Pour les défenseurs autoproclamés de la musique française qui dépensent leur énergie à défendre jusqu'au plus petit maître du XIXᵉ siècle, le répertoire baroque bien plus intéressant présenté par le jeune ensemble La Néréide semble ne pas même exister. Parmi le vaste répertoire des petits motets, si éloignés dans leur simplicité et leur expressivité immédiate de la pompe curiale des grands motets mieux explorés aujourd'hui, les musiciennes ont choisi deux Miserere, celui de Clérambault déjà connu au disque par un enregistrement de Vincent Dumestre, et celui de Jean-François Lalouette, un disciple de Lully qui publie en 1726 un recueil imprimé dont fait partie ce Miserere.
Ces deux motets sont encadrés par une sélection d'airs de concert, pour la plupart destinés à des solistes ; seul Laissez-moi soupirer de Michel Lambert permet, à la fin du programme, de trouver les trois chanteuses ensemble, comme elles avaient ouvert le programme par un air d'un certain M. Du Parc, destiné à une seule voix mais ici chanté à trois.

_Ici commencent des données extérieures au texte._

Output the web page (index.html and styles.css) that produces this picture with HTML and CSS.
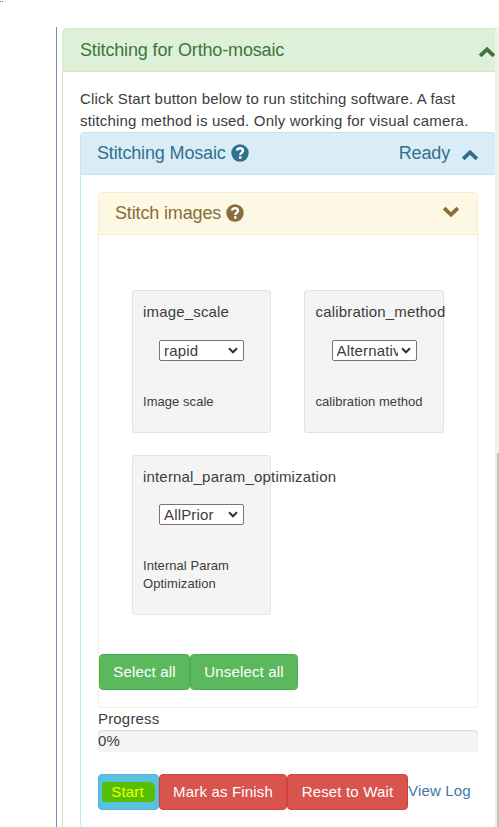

Cette union du sacré et du profane donne au concert son titre, Le cœur et la raison, qui explique que les airs choisis ne soient pas parmi les plus licencieux de ce répertoire, et il a le mérite de montrer les circulations musicales entre les deux répertoires, notamment sous la forme de parodies, dans le sens strict d'adaptation d'une musique profane à des paroles sacrées ou, comme ici, l'inverse.
Les trois sopranos (Julie Roset, Camille Allérat et Ana Vieira Leite) sont accompagnées par trois instrumentistes pour la basse continue, au théorbe, à la viole de gambe et pour les motets à l'orgue : il s'agit bien ici d'accompagnement, car le travail discret et probe des instrumentistes ne sort jamais de ce rôle, et un peu plus d'invention ne nuirait pas. Le point faible du concert est dans l'inégalité entre les trois voix, encore plus nette dans les airs de cour où les trois chanteuses se succèdent. Ce n'est pas que l'effet d'une méforme : la discordance s'entend aussi sur leur premier disque consacré à Luzzaschi (Ricercar, 2023). Il faut espérer pour la pérennité de cet ensemble à la méritoire curiosité qu'une solution sera trouvée pour combler ce déséquilibre. Par l'intérêt de la démarche, l'originalité des répertoires explorés, la probité stylistique dont les deux premiers programmes de l'ensemble font preuve, il mérite un long avenir.